The current state of business continuity management (BCM) standards? Abysmal. According to a joint Forrester/DRJ study, 69% of respondents said that British Standard (BS) 25999 did not influence or only somewhat influenced BCM at their company. It’s not much better for NFPA 1600, 70% of respondents said that it did not, or only somewhat, influenced BCM at their company. I find this shocking. BS 25999 is one of the most widely recognized standards for BCM worldwide and NFPA 1600 has been popular in the US for years. In addition, the U.S Department of Homeland Security’s Private Sector Preparedness Program (PS‑Prep) recognizes both of these standards for assessing preparedness.
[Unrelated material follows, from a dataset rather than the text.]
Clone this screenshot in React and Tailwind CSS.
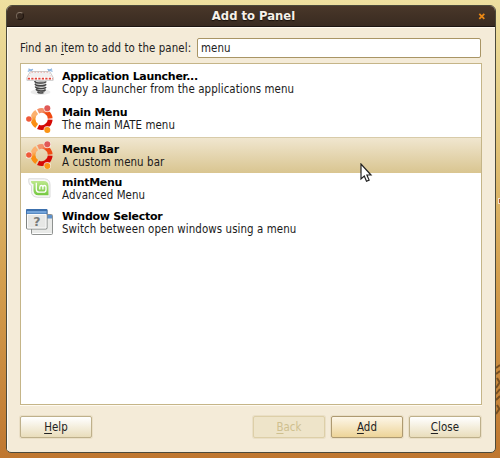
import React from "react";

function LauncherIcon() {
  return (
    <svg width="28" height="28" viewBox="0 0 28 28" fill="none">
      <ellipse cx="14.500" cy="24" rx="10" ry="3" fill="#000" opacity=".08" />
      <path d="M9 12.500l11 1.500M9 15.200l11 1M9.500 17.800l10 1M10 20.400l9.500.8M11 23l8 .5" stroke="#b5b5b5" strokeWidth="1.500" />
      <path d="M8.800 13q0 2 5.500 2t5.700-1.500M9 15.800q.5 2 5.500 2t5.500-1.500M9.300 18.500q.5 2 5.500 2t5-1.500M10 21.200q1 1.800 5 1.800t4.500-1.500M11.500 24q1 1.300 6 .8" stroke="#444" strokeWidth="1.500" />
      <path d="M2.500.8q2 1.800 4.500.5M1.800 3.500q2-1.500 4.500-.8M21.500 1.300q2.500 1.300 4.500-.5M22 2.700q2.500-.7 4.500.8" stroke="#8fb6e0" strokeWidth="1.200" />
      <path d="M4.300 3.500h19.400l3.500 6v2.800H.9V9.500z" fill="#fff" stroke="#c4c4c4" strokeWidth=".9" />
      <path d="M5 4.200h18l2.500 4.900h-23z" fill="#f0f0f0" />
      <path d="M5.500 4.200h17.500" stroke="#e8958e" strokeWidth=".8" strokeDasharray="1.500 1.500" />
      <path d="M4.800 4.500L2.300 9M23.200 4.500l2.500 4.500" stroke="#ecc0bc" strokeWidth=".8" strokeDasharray="1.500 1.500" />
      <path d="M1.800 10.700h25" stroke="#e34239" strokeWidth="1.700" strokeDasharray="2.200 1.300" />
    </svg>
  );
}

function CircleIcon() {
  return (
    <svg width="28" height="28" viewBox="0 0 28 28" fill="none">
      <defs>
        <linearGradient id="ringTop" gradientUnits="userSpaceOnUse" x1="13" y1="5" x2="23" y2="12">
          <stop offset=".3" stopColor="#f39168" />
          <stop offset=".65" stopColor="#f04a12" />
        </linearGradient>
        <linearGradient id="ringLeft" gradientUnits="userSpaceOnUse" x1="8" y1="7" x2="10" y2="20">
          <stop offset=".3" stopColor="#fbb06e" />
          <stop offset=".65" stopColor="#fa8e12" />
        </linearGradient>
      </defs>
      <path d="M12.100 6.300A8.500 8.500 0 0 1 24.200 13.500" stroke="url(#ringTop)" strokeWidth="4.800" />
      <path d="M24.200 14.700A8.500 8.500 0 0 1 12.100 21.800" stroke="#d50a05" strokeWidth="4.800" />
      <path d="M10.700 21A8.500 8.500 0 0 1 10.700 7" stroke="url(#ringLeft)" strokeWidth="4.800" />
      <circle cx="21.300" cy="3.500" r="3.700" fill="#fff" fillOpacity=".75" />
      <circle cx="2.800" cy="14" r="3.500" fill="#fff" fillOpacity=".75" />
      <circle cx="21.300" cy="24.800" r="3.700" fill="#fff" fillOpacity=".75" />
      <circle cx="21.300" cy="3.300" r="3" fill="#e05a58" />
      <circle cx="2.900" cy="14" r="2.800" fill="#ef5a3a" />
      <circle cx="21.300" cy="24.900" r="3" fill="#fa9516" />
    </svg>
  );
}

function MintIcon() {
  return (
    <svg width="24" height="21" viewBox="0 0 24 21" fill="none">
      <defs>
        <linearGradient id="mint" x1="0" y1="0" x2="0" y2="1">
          <stop stopColor="#bde88c" />
          <stop offset="1" stopColor="#74c840" />
        </linearGradient>
      </defs>
      <path d="M.8.800h15.700q5.500.5 5.500 6v12.500H9.500q-6-.5-6-6V7.500Q.8 7 .8 4z" fill="#f8f8f8" stroke="#d6d6d6" strokeWidth=".9" />
      <path d="M3 3h12.500q5 0 5 5v9.300H10.500q-5 0-5-5V6Q3 6 3 3z" fill="url(#mint)" />
      <path d="M8.300 4.800v6.400q0 3 3 3h4.200q2.500 0 2.500-2.500V9.200q0-1.700-1.500-1.700t-1.600 1.700v2.400M14.900 9.200q0-1.700-1.500-1.700t-1.600 1.700v2.400" stroke="#fff" strokeWidth="1.300" />
    </svg>
  );
}

function WindowsIcon() {
  return (
    <svg width="28" height="27" viewBox="0 0 28 27" fill="none">
      <rect x="5.500" y="5.500" width="21" height="20" rx="1" fill="#e9eae8" stroke="#8f9290" />
      <path d="M6 6h20v3.500H6z" fill="#5f92cb" />
      <path d="M6.500 24.500h19" stroke="#fff" />
      <rect x=".5" y=".5" width="20.500" height="19.500" rx="1" fill="#e6e7e5" stroke="#7f8381" />
      <path d="M0 1q0-1 1-1h19.500q1 0 1 1v4H0z" fill="#3c70ad" />
      <path d="M1 2h19.500v2.500H1z" fill="#75a5da" />
      <path d="M1.500 5.500h18.500v13.500h-18.500z" stroke="#fafafa" />
      <text x="11" y="16.500" textAnchor="middle" fontSize="12.500" fontWeight="bold" fontFamily="DejaVu Sans, sans-serif" fill="#777b7b">?</text>
    </svg>
  );
}

function Row({ icon, title, text, className, iconClass = "" }) {
  return (
    <div className={"flex shrink-0 pl-[5px] " + className}>
      <div className={"flex w-[36px] shrink-0 " + iconClass}>{icon}</div>
      <div className="whitespace-nowrap leading-[13px] text-[#1a1a1a]">
        <div className="font-['DejaVu_Sans',sans-serif] text-[11px] font-bold tracking-[-0.280px] text-black">{title}</div>
        <div>{text}</div>
      </div>
    </div>
  );
}

function Button({ label, className }) {
  return (
    <button className={"flex h-[22px] w-[72px] items-center justify-center rounded-[2px] border pt-px shadow-[0_0_0_1px_#eadfc6] " + className}>
      <span>
        <span className="underline decoration-1 underline-offset-2">{label[0]}</span>
        {label.slice(1)}
      </span>
    </button>
  );
}

export default function App() {
  return (
    <div className="relative h-[458px] w-[500px] overflow-hidden bg-[linear-gradient(180deg,#eee0a0_0%,#e2c77d_28%,#d4a04f_60%,#bf7730_100%)] px-[6px] pt-[5px] font-['DejaVu_Sans_Condensed','DejaVu_Sans',sans-serif] text-[11.400px] tracking-[0.090px] text-[#222]">
      <svg className="absolute top-[360px] left-[494px]" width="6" height="60" fill="none">
        <path d="M2 8l4-3M2 14l4-3M3 18l3 5M2 28l4-6M2 34l4-5M2 40l4-4M3 45l3 5M2 54l4-6" stroke="#785022" strokeWidth="2" />
      </svg>
      <div className="absolute top-[198px] left-[498px] h-[6px] w-[3px] border border-[#f1e5ce] bg-[#b85a31]" />
      <div className="relative flex h-[448px] w-[490px] flex-col overflow-hidden rounded-t-[6px] rounded-b-[5px] border border-[#4c4a3b] bg-[#f4ebd8]">
        <div className="flex h-[21px] shrink-0 items-center border-b border-[#1d1612] bg-linear-to-b from-[#493729] to-[#392b21] px-[9px]">
          <div className="size-[8px] rounded-full border border-[#211710] border-t-[#8b7b6c] border-l-[#78685a] bg-[#382a20]" />
          <div className="ml-[5px] flex-1 pt-[2px] text-center font-['DejaVu_Sans',sans-serif] text-[11.600px] font-bold tracking-normal text-[#f6f1e9] [text-shadow:0_1px_1px_#17100b]">Add to Panel</div>
          <svg width="8" height="8" viewBox="0 0 8 8" fill="none">
            <path d="M1.300 1.800l5 5M6.300 1.800l-5 5" stroke="#e98714" strokeWidth="1.800" />
          </svg>
        </div>
        <div className="flex flex-1 flex-col border-t border-l border-[#fffaf0] pt-[10px] pr-[13px] pl-[12px]">
          <div className="mr-px flex h-[20px] shrink-0 items-center">
            <label className="w-[177px] pt-px whitespace-nowrap">
              Find an <span className="underline decoration-1 underline-offset-2">i</span>tem to add to the panel:
            </label>
            <div className="flex h-[20px] flex-1 items-center rounded-[2px] border border-[#a99565] bg-white pt-px pl-[3px]">menu</div>
          </div>
          <div className="mt-[5px] flex h-[342px] shrink-0 flex-col border border-[#c5b588] bg-white shadow-[0_1px_0_#fffaf0]">
            <Row className="h-[36px] pt-[6px]" icon={<LauncherIcon />} iconClass="-mt-[2px]" title="Application Launcher..." text="Copy a launcher from the applications menu" />
            <Row className="h-[37px] pt-[6px]" icon={<CircleIcon />} iconClass="-mt-[1px]" title="Main Menu" text="The main MATE menu" />
            <Row className="h-[36px] border-t border-[#d8cba9] bg-linear-to-b from-[#f0e6cf] to-[#d9c590] pt-[5px]" icon={<CircleIcon />} iconClass="-mt-[2px]" title="Menu Bar" text="A custom menu bar" />
            <Row className="h-[33px] pt-[3px]" icon={<MintIcon />} iconClass="pl-[2px] pt-[2px]" title="mintMenu" text="Advanced Menu" />
            <Row className="h-[34px] pt-[4px]" icon={<WindowsIcon />} iconClass="-mt-[1px]" title="Window Selector" text="Switch between open windows using a menu" />
          </div>
          <div className="mt-[11px] mr-px flex items-center gap-[6px]">
            <Button label="Help" className="mr-auto border-[#beb08b] bg-linear-to-b from-white to-[#e9ddbb]" />
            <Button label="Back" className="border-[#ddcfa8] bg-[#eee4c9] text-[#cfc08f]" />
            <Button label="Add" className="border-[#ae9a71] bg-linear-to-b from-[#fdf6e7] to-[#edd498]" />
            <Button label="Close" className="border-[#beb08b] bg-linear-to-b from-white to-[#e9ddbb]" />
          </div>
        </div>
      </div>
      <svg className="absolute top-[163px] left-[360px]" width="13" height="20" viewBox="0 0 13 20">
        <path d="M1 1v15l3.300-3 2.200 5.200 2.600-1.100L6.900 12H11z" fill="white" stroke="#222" strokeWidth="1.200" />
      </svg>
    </div>
  );
}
If you’re wondering what standards respondents named in the “Other” category, it was mostly the Federal Financial Institutions Examination Council (FFIEC) and NIST. Not surprising but also a little disheartening, it’s clear that unless compelled to do so, most BC professional would not adopt or follow a BCM standard.

 

 

 

 

 

 

 

 

 

 

 

 

Even if you don’t intend to certify to these standards, they should strongly influence your BCM program. Why? It’s because:

  • They provide a foundation and a common vocabulary for BCM best practices and processes. This is important if you need to implement BCM across a geographically dispersed enterprise or you have to work with a multitude of global partners on joint preparedness.